Among nonvolatile semiconductor memories, MRAM (Magnetoresistive Random Access Memory) which is a memory utilizing changes in magnetic resistance and SPRAM (Spin Transfer Torque RAM) can perform fast operations, and at the same time, they can function as a nonvolatile RAM that can practically and infinitely reprogrammable (Japanese Patent Application Laid-Open Publication No. 2006-179125 and Japanese Patent Application Laid-Open Publication No. 2002-093149 (Patent Documents 1 and 2)).
As illustrated in an equivalent circuit diagram of FIG. 26A and a schematic cross-sectional view of FIG. 26B, the SPRAM is formed of a tunnel magnetoresistive element TMR, a select transistor MCT, a word line WL, a bit line BL, and a source line SL. Further, as illustrated in FIG. 27, the tunnel magnetoresistive element TMR has at least two magnetic layers. One of these layers is a fixed layer PL in which the direction of spin is fixed, and the other is a free layer FL that takes two states in which the directions of spin are parallel and anti-parallel to the fixed layer PL. A tunnel barrier film TB formed of MgO or the like is provided between these magnetic layers.
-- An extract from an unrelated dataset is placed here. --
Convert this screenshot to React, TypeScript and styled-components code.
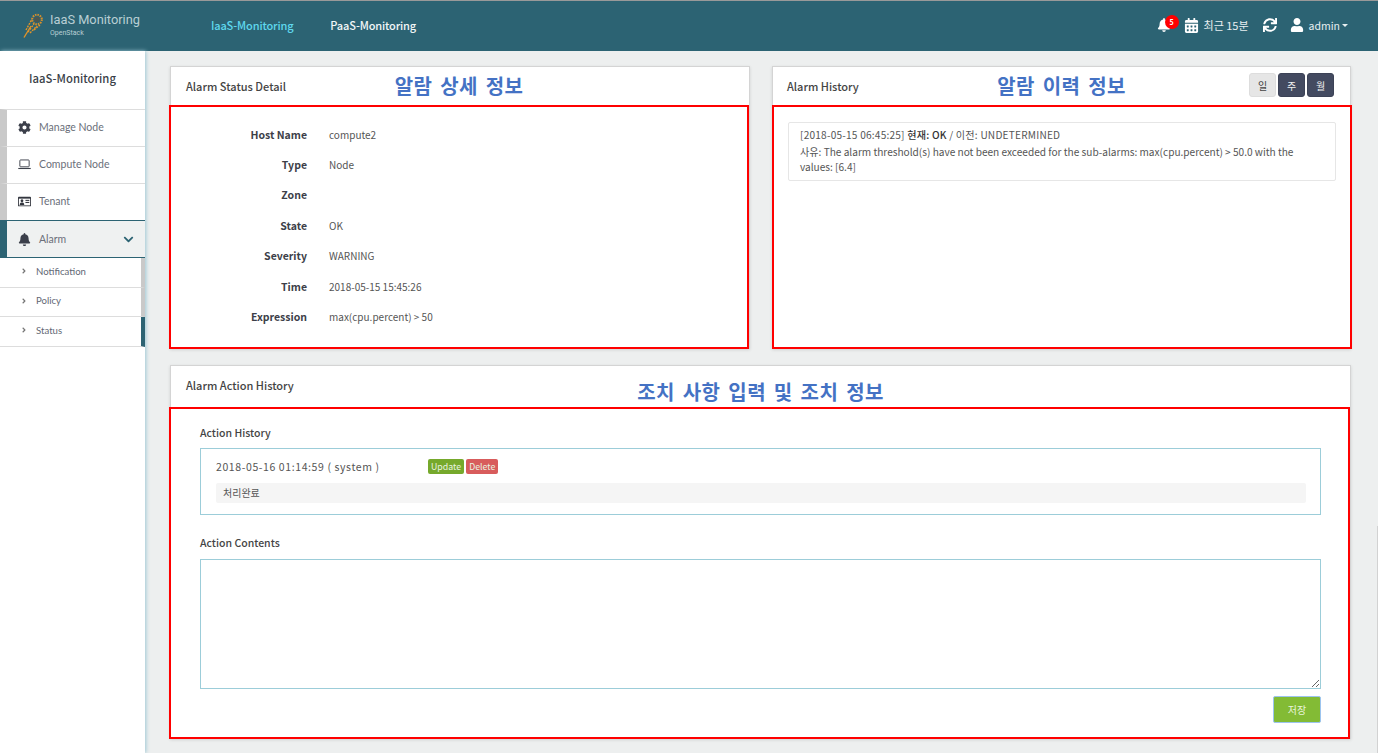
import React from 'react';
import styled, { createGlobalStyle } from 'styled-components';
import { FaCog, FaBell, FaChevronDown, FaCalendarAlt, FaSync, FaUser, FaAngleRight } from 'react-icons/fa';

const GlobalStyle = createGlobalStyle`
  html, body {
    margin: 0;
    padding: 0;
    height: 100%;
    overflow: hidden;
    background: #edefef;
  }
  * { box-sizing: border-box; }
  body {
    font-family: 'Noto Sans CJK KR', 'Noto Sans', sans-serif;
    color: #444;
  }
`;

const Page = styled.div`
  position: relative;
  width: 1378px;
  height: 753px;
  display: flex;
  flex-direction: column;
  overflow: hidden;

  &::after {
    content: '';
    position: absolute;
    right: 0;
    top: 526px;
    bottom: 0;
    width: 1px;
    background: #d2d2d2;
  }
`;

const TopBar = styled.header`
  height: 51px;
  flex: none;
  background: #2c6373;
  border-top: 1px solid #999;
  display: flex;
  align-items: center;
  padding: 0 30px 2px 23px;
`;

const Brand = styled.div`
  width: 188px;
  display: flex;
  align-items: center;
  gap: 7px;
`;

const BrandText = styled.div`
  display: flex;
  flex-direction: column;
  color: #b9cfd4;
  font-family: 'Roboto', sans-serif;
  font-size: 12.8px;
  line-height: 15px;
  margin-top: -1px;
  small {
    font-size: 7px;
    line-height: 9px;
    margin-top: 2px;
  }
`;

const TopLink = styled.a<{ $active?: boolean }>`
  margin-right: 37px;
  font-size: 11px;
  font-weight: 500;
  letter-spacing: -0.15px;
  color: ${p => (p.$active ? '#5fd8ee' : '#f2f6f7')};
`;

const TopRight = styled.div`
  margin-left: auto;
  display: flex;
  align-items: center;
  color: #e8eff1;
  font-size: 11px;
`;

const BellWrap = styled.span`
  position: relative;
  display: flex;
  font-size: 14px;
  color: #fff;
  margin-right: 13px;
`;

const BellBadge = styled.span`
  position: absolute;
  top: -3px;
  left: 8px;
  width: 14px;
  height: 14px;
  border-radius: 50%;
  background: #f00;
  color: #fff;
  font-size: 7px;
  font-weight: 700;
  line-height: 14px;
  text-align: center;
`;

const TopItem = styled.span<{ $gap: number; $right: number; $icon?: number }>`
  display: flex;
  align-items: center;
  gap: ${p => p.$gap}px;
  margin-right: ${p => p.$right}px;
  svg { color: #fff; font-size: ${p => p.$icon ?? 14}px; }
`;

const AdminName = styled.span`
  font-size: 10.5px;
`;

const Caret = styled.span`
  width: 0;
  height: 0;
  margin-left: -3px;
  border-left: 3px solid transparent;
  border-right: 3px solid transparent;
  border-top: 3px solid #e8eff1;
`;

const Body = styled.div`
  flex: 1;
  display: flex;
  min-height: 0;
`;

const Sidebar = styled.aside`
  width: 145px;
  flex: none;
  background: #fff;
  box-shadow: 1px 0 4px #9cc6d3;
  font-family: 'Lato', sans-serif;
  position: relative;
`;

const SideTitle = styled.div`
  height: 58px;
  padding-top: 19px;
  text-align: center;
  font-family: 'Noto Sans CJK KR', sans-serif;
  font-size: 11.3px;
  font-weight: 500;
  color: #3a3f48;
`;

const SideItem = styled.div<{ $active?: boolean }>`
  height: ${p => (p.$active ? 38 : 37)}px;
  display: flex;
  align-items: center;
  gap: 8px;
  padding-left: 11px;
  padding-bottom: ${p => (p.$active ? 0 : 2)}px;
  font-size: 10.5px;
  color: #6b6f7a;
  border-top: 1px solid ${p => (p.$active ? '#2c6373' : '#ddd')};
  border-left: 7px solid ${p => (p.$active ? '#2c6373' : '#c9c9c9')};
  background: ${p => (p.$active ? '#eff1f1' : '#fff')};
  ${p => p.$active && 'border-bottom: 1px solid #2c6373;'}
  svg { color: #3b3f4a; font-size: 13px; flex: none; width: 13px; }
`;

const ItemArrow = styled.span`
  margin-left: auto;
  margin-right: 10px;
  display: flex;
  svg { color: #2c6373; font-size: 11px; }
`;

const SubItem = styled.div<{ $active?: boolean }>`
  height: 29.6px;
  display: flex;
  align-items: center;
  padding: 0 0 2px 20px;
  gap: 8px;
  font-size: 9.6px;
  color: #636875;
  border-bottom: 1px solid #ddd;
  border-right: 4px solid ${p => (p.$active ? '#2c6373' : '#c9c9c9')};
  svg { font-size: 8px; color: #777; }
`;

const Main = styled.main`
  flex: 1;
  padding: 15px 27px 0 25px;
  display: flex;
  flex-direction: column;
  gap: 16px;
  min-width: 0;
`;

const TopPanels = styled.div`
  display: flex;
  justify-content: space-between;
`;

const Panel = styled.section<{ $width: number }>`
  width: ${p => p.$width}px;
  background: #fff;
  border: 1px solid #d4d4d4;
  border-bottom: 0;
  box-shadow: 0 1px 3px rgba(0, 0, 0, 0.12);
`;

const PanelHead = styled.div<{ $height: number }>`
  height: ${p => p.$height}px;
  display: grid;
  grid-template-columns: 1fr auto 1fr;
  align-items: center;
  padding: 0 16px;
`;

const PanelTitle = styled.h2<{ $lift?: number; $shift?: number }>`
  margin: ${p => -(p.$lift ?? 0)}px 0 0 ${p => -(p.$shift ?? 1)}px;
  font-size: 11px;
  font-weight: 500;
  color: #444;
`;

const Annotation = styled.div<{ $top?: number; $left?: number }>`
  font-size: 20px;
  font-weight: 700;
  line-height: 24px;
  letter-spacing: 0.4px;
  word-spacing: 3px;
  color: #4472c4;
  margin-top: ${p => p.$top ?? 0}px;
  margin-left: ${p => p.$left ?? 0}px;
`;

const RangeButtons = styled.div`
  justify-self: end;
  display: flex;
  gap: 2px;
  margin-top: -2px;
`;

const RangeButton = styled.button<{ $on?: boolean }>`
  width: 27px;
  height: 24px;
  padding: 0;
  border: 1px solid ${p => (p.$on ? '#ddd' : '#3c4256')};
  border-radius: 3px;
  background: ${p => (p.$on ? '#e6e6e6' : '#434a60')};
  color: ${p => (p.$on ? '#444' : '#f0f0f0')};
  font-family: inherit;
  font-size: 10px;
`;

const Marked = styled.div<{ $height: number; $shift: number; $width: number }>`
  height: ${p => p.$height}px;
  width: ${p => p.$width}px;
  margin-left: ${p => p.$shift}px;
  border: 2px solid #f00;
  background: #fff;
`;

const InfoGrid = styled.dl`
  margin: 0;
  padding: 12px 0 0;
  display: grid;
  grid-template-columns: 136px 1fr;
  grid-auto-rows: 30.4px;
  column-gap: 22px;
  align-items: center;
  font-size: 10px;
  dt { text-align: right; font-weight: 700; color: #3c4048; font-size: 10.5px; }
  dd { margin: 0; color: #555; }
`;

const HistoryCard = styled.div`
  margin: 15px 14px 0 14px;
  padding: 4px 11px 5px;
  height: 59px;
  border: 1px solid #e6e6e6;
  border-radius: 2px;
  font-size: 10.1px;
  line-height: 15px;
  color: #555;
  b { font-weight: 500; color: #333; }
`;

const HistoryHead = styled.div`
  margin-bottom: 2px;
  letter-spacing: 0.22px;
`;

const ActionBody = styled.div`
  padding: 16px 27px 0 29px;
`;

const FieldLabel = styled.div<{ $gap: number }>`
  font-size: 10.5px;
  font-weight: 500;
  line-height: 16px;
  color: #444;
  margin-bottom: ${p => p.$gap}px;
`;

const LogBox = styled.div`
  height: 67px;
  border: 1px solid #9ccdd9;
  padding: 9px 14px 0 15px;
  margin-bottom: 20px;
`;

const LogHead = styled.div`
  display: flex;
  align-items: center;
  font-size: 10.5px;
  color: #555;
  height: 17px;
  span:first-child { width: 212px; letter-spacing: 0.6px; }
`;

const Tag = styled.span<{ $tone: string }>`
  height: 15px;
  padding: 0 3px;
  margin-right: 2px;
  border-radius: 2px;
  background: ${p => p.$tone};
  color: #e9f3e0;
  font-size: 8.8px;
  line-height: 15px;
`;

const LogNote = styled.div`
  height: 20px;
  margin-top: 8px;
  padding: 0 7px;
  border-radius: 2px;
  background: #f5f5f5;
  font-size: 10px;
  line-height: 20px;
  color: #555;
`;

const ContentsArea = styled.textarea`
  display: block;
  width: 100%;
  height: 130px;
  border: 1px solid #9ccdd9;
  background: #fff;
  outline: none;
  margin-bottom: 7px;
`;

const SaveRow = styled.div`
  display: flex;
  justify-content: flex-end;
`;

const SaveButton = styled.button`
  width: 48px;
  height: 27px;
  padding: 0;
  border: 1px solid #9cc4ef;
  border-radius: 2px;
  background: #83bb35;
  color: #e9f5da;
  font-family: inherit;
  font-size: 10px;
`;

const Logo = () => (
  <svg width="20" height="25" viewBox="0 0 20 25" aria-hidden="true">
    <circle cx="14" cy="6.5" r="4.8" fill="none" stroke="#d8902a" strokeWidth="2" strokeDasharray="1.5 1" />
    <circle cx="14" cy="6.5" r="2.8" fill="#4c5650" />
    <g stroke="#e0942a" strokeWidth="1.4" fill="none">
      <path d="M1 24.5 L8 13" />
      <path d="M3 17 L9 6" strokeDasharray="2 1" />
      <path d="M5 19 L11 11" strokeDasharray="2 1" />
      <path d="M7 20 L14 13" strokeDasharray="2 1" />
      <path d="M11 17 L17 12" strokeDasharray="2 1" />
    </g>
  </svg>
);

const LaptopIcon = () => (
  <svg viewBox="0 0 14 11" height="11" aria-hidden="true">
    <rect x="2" y="0.6" width="10" height="7.4" rx="0.8" fill="none" stroke="#3b3f4a" strokeWidth="1" />
    <path d="M0.3 9.8 H13.7" stroke="#3b3f4a" strokeWidth="1.2" />
  </svg>
);

const CardIcon = () => (
  <svg viewBox="0 0 15 11" height="11" aria-hidden="true">
    <rect x="0" y="0" width="15" height="11" rx="1" fill="#33363f" />
    <rect x="1" y="2.2" width="13" height="7.8" fill="#fff" />
    <rect x="8.6" y="3.6" width="4.4" height="1.2" fill="#33363f" />
    <rect x="8.6" y="6" width="4.4" height="1.2" fill="#33363f" />
    <path d="M2 9.6 C2 7 3 6.6 4.6 6.6 C6.2 6.6 7.2 7 7.2 9.6 Z M4.6 3 A1.6 1.6 0 1 1 4.59 3 Z" fill="#33363f" />
  </svg>
);

const details: [string, string][] = [
  ['Host Name', 'compute2'],
  ['Type', 'Node'],
  ['Zone', ''],
  ['State', 'OK'],
  ['Severity', 'WARNING'],
  ['Time', '2018-05-15 15:45:26'],
  ['Expression', 'max(cpu.percent) > 50'],
];

const App: React.FC = () => {
  return (
    <Page>
      <GlobalStyle />
      <TopBar>
        <Brand>
          <Logo />
          <BrandText>
            IaaS Monitoring
            <small>OpenStack</small>
          </BrandText>
        </Brand>
        <TopLink $active>IaaS-Monitoring</TopLink>
        <TopLink>PaaS-Monitoring</TopLink>
        <TopRight>
          <BellWrap>
            <FaBell />
            <BellBadge>5</BellBadge>
          </BellWrap>
          <TopItem $gap={5} $right={14} $icon={15}>
            <FaCalendarAlt />
            최근 15분
          </TopItem>
          <TopItem $gap={0} $right={13}>
            <FaSync />
          </TopItem>
          <TopItem $gap={5} $right={0}>
            <FaUser />
            <AdminName>admin</AdminName>
            <Caret />
          </TopItem>
        </TopRight>
      </TopBar>
      <Body>
        <Sidebar>
          <SideTitle>IaaS-Monitoring</SideTitle>
          <SideItem><FaCog />Manage Node</SideItem>
          <SideItem><LaptopIcon />Compute Node</SideItem>
          <SideItem><CardIcon />Tenant</SideItem>
          <SideItem $active>
            <FaBell />Alarm
            <ItemArrow><FaChevronDown /></ItemArrow>
          </SideItem>
          <SubItem><FaAngleRight />Notification</SubItem>
          <SubItem><FaAngleRight />Policy</SubItem>
          <SubItem $active><FaAngleRight />Status</SubItem>
        </Sidebar>
        <Main>
          <TopPanels>
            <Panel $width={580}>
              <PanelHead $height={38}>
                <PanelTitle>Alarm Status Detail</PanelTitle>
                <Annotation $left={-2}>알람 상세 정보</Annotation>
              </PanelHead>
              <Marked $height={244} $shift={-2} $width={580}>
                <InfoGrid>
                  {details.map(([label, value]) => (
                    <React.Fragment key={label}>
                      <dt>{label}</dt>
                      <dd>{value}</dd>
                    </React.Fragment>
                  ))}
                </InfoGrid>
              </Marked>
            </Panel>
            <Panel $width={579}>
              <PanelHead $height={38}>
                <PanelTitle $shift={2}>Alarm History</PanelTitle>
                <Annotation>알람 이력 정보</Annotation>
                <RangeButtons>
                  <RangeButton $on>일</RangeButton>
                  <RangeButton>주</RangeButton>
                  <RangeButton>월</RangeButton>
                </RangeButtons>
              </PanelHead>
              <Marked $height={244} $shift={-1} $width={580}>
                <HistoryCard>
                  <HistoryHead>[2018-05-15 06:45:25] <b>현재: OK</b> / 이전: UNDETERMINED</HistoryHead>
                  사유: The alarm threshold(s) have not been exceeded for the sub-alarms: max(cpu.percent) &gt; 50.0 with the values: [6.4]
                </HistoryCard>
              </Marked>
            </Panel>
          </TopPanels>
          <Panel $width={1181}>
            <PanelHead $height={41}>
              <PanelTitle $lift={3}>Alarm Action History</PanelTitle>
              <Annotation $top={10}>조치 사항 입력 및 조치 정보</Annotation>
            </PanelHead>
            <Marked $height={332} $shift={-2} $width={1181}>
              <ActionBody>
                <FieldLabel $gap={7}>Action History</FieldLabel>
                <LogBox>
                  <LogHead>
                    <span>2018-05-16 01:14:59 ( system )</span>
                    <Tag $tone="#76a92c">Update</Tag>
                    <Tag $tone="#d85c5c">Delete</Tag>
                  </LogHead>
                  <LogNote>처리완료</LogNote>
                </LogBox>
                <FieldLabel $gap={8}>Action Contents</FieldLabel>
                <ContentsArea />
                <SaveRow>
                  <SaveButton>저장</SaveButton>
                </SaveRow>
              </ActionBody>
            </Marked>
          </Panel>
        </Main>
      </Body>
    </Page>
  );
};

export default App;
Storage of information is performed according to the directions of spin of the free layer FL. That is, in the anti-parallel state to the fixed layer PL of FIG. 27A, the electric resistance of the tunnel magnetoresistive element TMR is set in a high resistance state, and, in the parallel state of FIG. 27B, the electric resistance is set in a low resistance state. Therefore, these states are assigned to “0” and “1” of the information. In the reading operation, magnitude of the resistance of the tunnel magnetoresistive element TMR is read, thereby obtaining the stored information. In the rewriting operation, a current is applied vertically to the tunnel barrier film TB and the free layer FL so that the direction of spin of the free layer FL is controlled. That is, when a current is caused to flow in the direction toward the free layer FL from the fixed layer PL, electrons having the direction of spin that makes the direction of magnetization of this free layer FL opposite to the direction of the fixed layer PL mainly flow into the free layer FL. Consequently, when this current value exceeds a fixed threshold value, the directions of the magnetization of the fixed layer PL and the free layer FL become anti-parallel. In contrast, when a current is caused to flow toward the fixed layer PL from the free layer FL, electrons having the direction of spin that makes the direction of the magnetization of this free layer FL same as the direction of the fixed layer PL mainly flow into the free layer FL. When this current value exceeds a fixed threshold value, the directions of the magnetization of the fixed layer PL and the free layer FL become parallel. That is, in this memory cell, the information “0” and “1” is distinguished in writing by the directions of current. When this system is employed, the current (threshold value) required for rewriting the information is made proportional to magnitude of the tunnel magnetoresistive element TMR. Consequently, the memory cell can be miniaturized along with reduction of the rewriting current, and thus scalability becomes excellent.